Wednesday, August 1, 2012

Bullying of Children With Disabilities - Postscript I

English: Official portrait of Justice Potter S...
English: Official portrait of Justice Potter Stewart. (Photo credit: Wikipedia)
At the recent excellent conference at Seattle University, I was lucky enough to present a half-day session on Bullying and IDEA.  The participants were very engaged in the presentation.

We began with the definition of bullying, and we found that the definition of bullying is much like Supreme Court Justice Potter Stewart's infamous response when he was asked to define obscenity and he replied that he was not sure if he could define it, but he knows it when he sees it. 

We decided that one element is an intention to harm or harass.  There is no negligent bullying, and the bully must have some foul motive.

Another core element is repetition.  A single act of violence, no matter how bad, is not bullying.  It has to be repeated.

The final element is an imbalance of power, or at least a perceived imbalance of power.
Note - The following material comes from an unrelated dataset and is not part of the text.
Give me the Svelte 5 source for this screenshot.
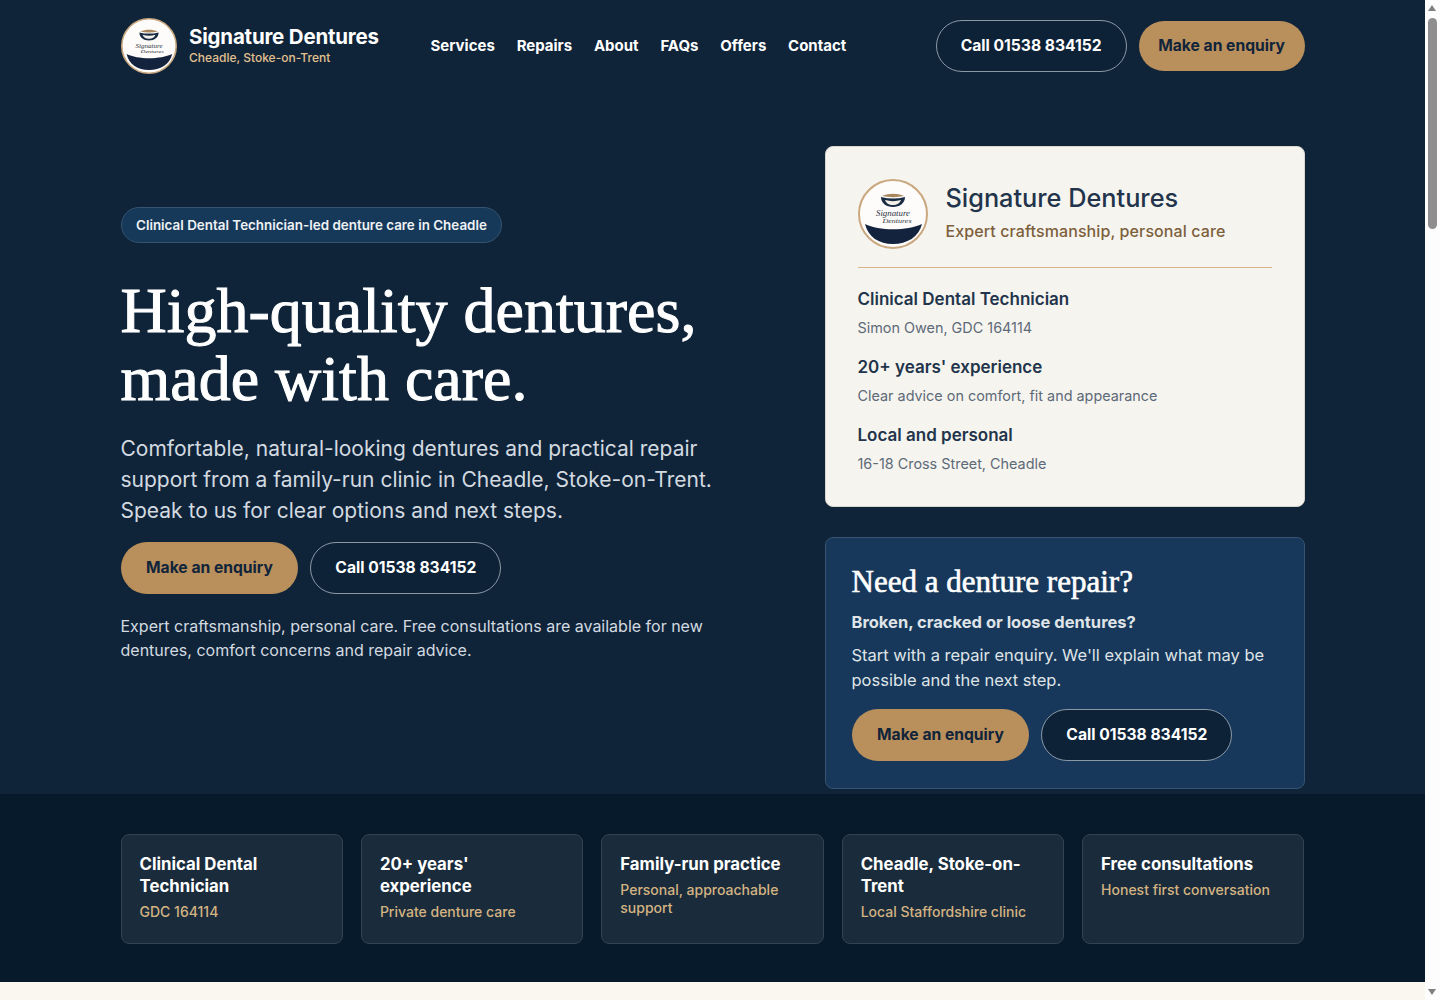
<script>
	const links = ['Services', 'Repairs', 'About', 'FAQs', 'Offers', 'Contact']
	const facts = [
		{ title: 'Clinical Dental Technician', note: 'Simon Owen, GDC 164114' },
		{ title: "20+ years' experience", note: 'Clear advice on comfort, fit and appearance' },
		{ title: 'Local and personal', note: '16-18 Cross Street, Cheadle' }
	]
	const trust = [
		{ title: 'Clinical Dental Technician', note: 'GDC 164114' },
		{ title: "20+ years' experience", note: 'Private denture care' },
		{ title: 'Family-run practice', note: 'Personal, approachable support' },
		{ title: 'Cheadle, Stoke-on-Trent', note: 'Local Staffordshire clinic' },
		{ title: 'Free consultations', note: 'Honest first conversation' }
	]
</script>

{#snippet logo(size)}
	<svg class="logo" width={size} height={size} viewBox="0 0 70 70" aria-hidden="true">
		<circle cx="35" cy="35" r="34" fill="#fdfcfa" stroke="#c9a77f" stroke-width="2" />
		<path d="M23 18c8 2 16 2 24 0 0 6-5 10-12 10s-12-4-12-10z" fill="#1a2c44" />
		<path d="M27 21c5 1.500 11 1.500 16 0-1 3-4 5-8 5s-7-2-8-5z" fill="#f4f1ea" />
		<path d="M24 17c7-3 15-3 22 0-7 1.500-15 1.500-22 0z" fill="#a9865c" />
		<text x="35" y="37" text-anchor="middle" class="script" textLength="34" lengthAdjust="spacingAndGlyphs">Signature</text>
		<text x="39" y="44" text-anchor="middle" class="script small" textLength="29" lengthAdjust="spacingAndGlyphs">Dentures</text>
		<path d="M7 45c14 7 42 7 57 0-3 13-15 20-29 20S10 58 7 45z" fill="#14233d" />
	</svg>
{/snippet}

{#snippet actions()}
	<div class="actions">
		<a class="btn gold" href="#enquiry">Make an enquiry</a>
		<a class="btn ghost" href="#call">Call 01538 834152</a>
	</div>
{/snippet}

<div class="page">
	<div class="hero">
		<header class="wrap top">
			<a class="brand" href="#home">
				{@render logo(56)}
				<span class="brand-text">
					<strong>Signature Dentures</strong>
					<small>Cheadle, Stoke-on-Trent</small>
				</span>
			</a>
			<nav>
				{#each links as link}
					<a href="#{link}">{link}</a>
				{/each}
			</nav>
			<div class="top-actions">
				<a class="btn ghost" href="#call">Call 01538 834152</a>
				<a class="btn gold slim" href="#enquiry">Make an enquiry</a>
			</div>
		</header>

		<main class="wrap columns">
			<section class="intro">
				<span class="pill">Clinical Dental Technician-led denture care in Cheadle</span>
				<h1>High-quality dentures, made with care.</h1>
				<p class="lead">
					Comfortable, natural-looking dentures and practical repair support from a family-run clinic in Cheadle, Stoke-on-Trent. Speak to us for clear options and next steps.
				</p>
				{@render actions()}
				<p class="small-print">
					Expert craftsmanship, personal care. Free consultations are available for new dentures, comfort concerns and repair advice.
				</p>
			</section>

			<aside class="side">
				<div class="card">
					<div class="card-head">
						{@render logo(70)}
						<div class="card-title">
							<h2>Signature Dentures</h2>
							<p>Expert craftsmanship, personal care</p>
						</div>
					</div>
					<dl>
						{#each facts as fact}
							<dt>{fact.title}</dt>
							<dd>{fact.note}</dd>
						{/each}
					</dl>
				</div>
				<div class="repair">
					<h3>Need a denture repair?</h3>
					<p class="repair-sub">Broken, cracked or loose dentures?</p>
					<p class="repair-body">Start with a repair enquiry. We'll explain what may be possible and the next step.</p>
					{@render actions()}
				</div>
			</aside>
		</main>
	</div>

	<section class="strip">
		<div class="wrap trust">
			{#each trust as item}
				<div class="tile">
					<strong>{item.title}</strong>
					<span>{item.note}</span>
				</div>
			{/each}
		</div>
	</section>

	<div class="rest"></div>
</div>

<!-- window scrollbar as it shows in the reference -->
<div class="scrollbar" aria-hidden="true">
	<span class="arrow up"></span>
	<span class="thumb"></span>
	<span class="arrow down"></span>
</div>

<style>
	:global(body) {
		margin: 0;
		background: #faf6f0;
	}

	.page {
		margin-right: 15px;
		font-family: Inter, 'Liberation Sans', sans-serif;
		color: #fff;
	}

	a {
		text-decoration: none;
		color: inherit;
	}

	.wrap {
		width: 1184px;
		margin: 0 auto;
	}

	.hero {
		background: #0f2439;
		height: 794px;
		overflow: hidden;
	}

	.top {
		display: flex;
		align-items: center;
		height: 91px;
	}

	.brand {
		display: flex;
		align-items: center;
		gap: 12px;
		width: 310px;
	}

	.logo {
		display: block;
		flex: none;
	}

	.script {
		font-family: 'Liberation Serif', serif;
		font-style: italic;
		font-size: 8px;
		fill: #2a3242;
	}

	.script.small {
		font-size: 6px;
	}

	.brand-text {
		display: flex;
		flex-direction: column;
		margin: 0 0 3px 0.500px;
	}

	.brand-text strong {
		font-size: 20.500px;
		font-weight: 700;
		line-height: 26px;
		letter-spacing: -0.2px;
	}

	.brand-text small {
		font-size: 12px;
		font-weight: 500;
		line-height: 15px;
		color: #e3c08f;
	}

	nav {
		display: flex;
		gap: 21.800px;
		font-size: 15px;
		font-weight: 700;
	}

	.top-actions {
		display: flex;
		align-items: center;
		gap: 12px;
		margin-left: auto;
	}

	.btn {
		display: inline-flex;
		align-items: center;
		justify-content: center;
		box-sizing: border-box;
		height: 52px;
		padding: 0 24px;
		border-radius: 26px;
		font-size: 15.650px;
		font-weight: 700;
		white-space: nowrap;
	}

	.actions .btn {
		padding-bottom: 2px;
	}

	.gold {
		background: #b98f5c;
		color: #10243a;
	}

	.actions .gold {
		padding-left: 25.500px;
		padding-right: 25.500px;
	}

	.gold.slim {
		height: 50px;
		padding: 0 19.500px;
	}

	.ghost {
		background: #0d2237;
		border: 1px solid #8a99a8;
		color: #fff;
	}

	.columns {
		display: grid;
		grid-template-columns: 1fr 480px;
		column-gap: 48px;
		padding-top: 55px;
	}

	.intro {
		padding-top: 61px;
	}

	.pill {
		display: inline-block;
		box-sizing: border-box;
		height: 36px;
		padding: 0 14.500px;
		line-height: 34px;
		border: 1px solid #36536f;
		border-radius: 18px;
		background: #16395a;
		font-size: 13.420px;
		font-weight: 600;
		color: #eef2f5;
	}

	h1 {
		margin: 34px 0 0;
		width: 640px;
		font-family: 'Liberation Serif', serif;
		font-size: 64px;
		font-weight: 400;
		line-height: 68px;
		-webkit-text-stroke: 1px #fff;
	}

	.lead {
		margin: 20px 0 16px;
		width: 600px;
		font-size: 21px;
		line-height: 31px;
		color: #d3dae0;
	}

	.actions {
		display: flex;
		gap: 12px;
	}

	.small-print {
		margin: 20px 0 0;
		width: 600px;
		font-size: 16px;
		line-height: 24px;
		color: #d3dae0;
	}

	.side {
		display: flex;
		flex-direction: column;
		gap: 30px;
	}

	.card {
		box-sizing: border-box;
		height: 361px;
		padding: 32px;
		background: #f6f4ef;
		border: 1px solid #d9d6d0;
		border-radius: 8px;
		color: #22344b;
	}

	.card-head {
		display: flex;
		align-items: center;
		gap: 18px;
		padding-bottom: 18px;
		border-bottom: 1px solid #d8b48a;
	}

	.card-title {
		margin-bottom: 5px;
	}

	.card-head h2 {
		margin: 0 0 4px;
		font-size: 25.300px;
		font-weight: 500;
		line-height: 34px;
	}

	.card-head p {
		margin: 2px 0 0;
		font-size: 16px;
		font-weight: 500;
		line-height: 24px;
		letter-spacing: 0.1px;
		color: #7d5f3c;
	}

	dl {
		margin: 18px 0 0;
	}

	dt {
		font-size: 17px;
		font-weight: 600;
		line-height: 26px;
		color: #22344b;
	}

	dd {
		margin: 3px 0 13px;
		font-size: 14.400px;
		line-height: 26px;
		color: #5d6a78;
	}

	.repair {
		box-sizing: border-box;
		height: 252px;
		padding: 26px 26px 0;
		background: #17385a;
		border: 1px solid #36536f;
		border-radius: 8px;
	}

	h3 {
		margin: 0;
		font-family: 'Liberation Serif', serif;
		font-size: 31px;
		font-weight: 400;
		line-height: 36px;
		-webkit-text-stroke: 0.6px #fff;
	}

	.repair-sub {
		margin: 10px 0 0;
		font-size: 16.500px;
		font-weight: 700;
		line-height: 24px;
		color: #dfe4e8;
	}

	.repair-body {
		margin: 9px 0 16px;
		font-size: 16.500px;
		line-height: 25px;
		color: #dfe4e8;
	}

	.strip {
		background: #061a2b;
		height: 188px;
		box-sizing: border-box;
		padding-top: 40px;
	}

	.trust {
		display: grid;
		grid-template-columns: repeat(5, 1fr);
		gap: 18px;
	}

	.tile {
		box-sizing: border-box;
		height: 110px;
		padding: 18px;
		display: flex;
		flex-direction: column;
		gap: 6px;
		background: #1a2c3c;
		border: 1px solid #33434f;
		border-radius: 8px;
	}

	.tile strong {
		font-size: 16.800px;
		font-weight: 700;
		line-height: 22px;
	}

	.tile span {
		font-size: 14px;
		font-weight: 500;
		line-height: 18px;
		color: #d4b382;
	}

	.rest {
		height: 400px;
		background: #faf6f0;
	}

	.scrollbar {
		position: fixed;
		top: 0;
		right: 0;
		bottom: 0;
		width: 15px;
		background: #fdfdfd;
	}

	.thumb {
		position: absolute;
		top: 18px;
		left: 3px;
		width: 9px;
		height: 211px;
		border-radius: 5px;
		background: #8f8d8d;
	}

	.arrow {
		position: absolute;
		left: 3px;
		border-left: 4.500px solid transparent;
		border-right: 4.500px solid transparent;
	}

	.arrow.up {
		top: 5px;
		border-bottom: 6px solid #7f7f7f;
	}

	.arrow.down {
		bottom: 5px;
		border-top: 6px solid #7f7f7f;
	}
</style>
Two combatants even if engaged in repeated battle, are not involved in bullying.

We toyed with some other components of a definition of bullying, but none of them got the traction of consensus that the three elements listed above received.  So what do you think of this definition of bullying?

We then had some fun applying the definition to an array of hypotheticals.  My favorite was the famous legal case of Bugs Bunny vs. Elmer Fudd.  We all agreed that Mr Fudd had a disability. At first, I had people convinced that Bugs was a bully, and I was afraid that my Saturday morning cartoon enjoyment would be forced to come to an end.  Upon reflection, however, Bugs was exonerated on the theory that Fudd's rifle eliminated any imbalance of power based upon Bugs' superior intellect.
Enhanced by Zemanta


  1. The famous legal case of BB v. EF. I love that.

    But I think that Bugs Bunny would also at least have a shot at exoneration on the theory that he doesn't meet the first element, intent to harm or harass. It's a very subtle element. I think Bugs Bunny would argue what a lot of accused-bullies argue which is, "I'm just playing."
    In BB's mind, his intent is to include EF in his merrymaking, by pranking him, poking fun at him, occasionally referring to him by the nickname 'Doc.' Well, that's maybe not his true intent, but it's difficult to disprove.
    Intent can be such a complex and unconscious thing with bullies.

    I am really intrigued that this was a topic of discussion at your conference. Sounds like it would have been right up my alley. Thanks for posting.

  2. Jennifer,

    I even tried the Bugs was hungry and not really stealing EF's carrots, but the participants did not buy into it!


  3. Jim -

    I'm not sold on your third element here. I can imagine plenty of circumstances, particularly in the Special Ed community, where two "combatants" could very much be engaged in bullying. The thought being that one of the two very much would like not to be engaged at all. I guess, then, I'm ok with the first sentence of the third element, that an imbalance of power must exist (or a perception thereof), but it can certainly exist in a 1:1 scenario. No?


  4. Jeff,

    Interesting point, but I think that if there isn't at least a perceived imbalance of power, it is not bullying. Don't get me wrong, it could still be something bad, but I think that we would call it something else.

    Thanks for the comment.


  5. I don't think there is any need of bullying of anyone

  6. Megan

    I agree; there is no place for bullies.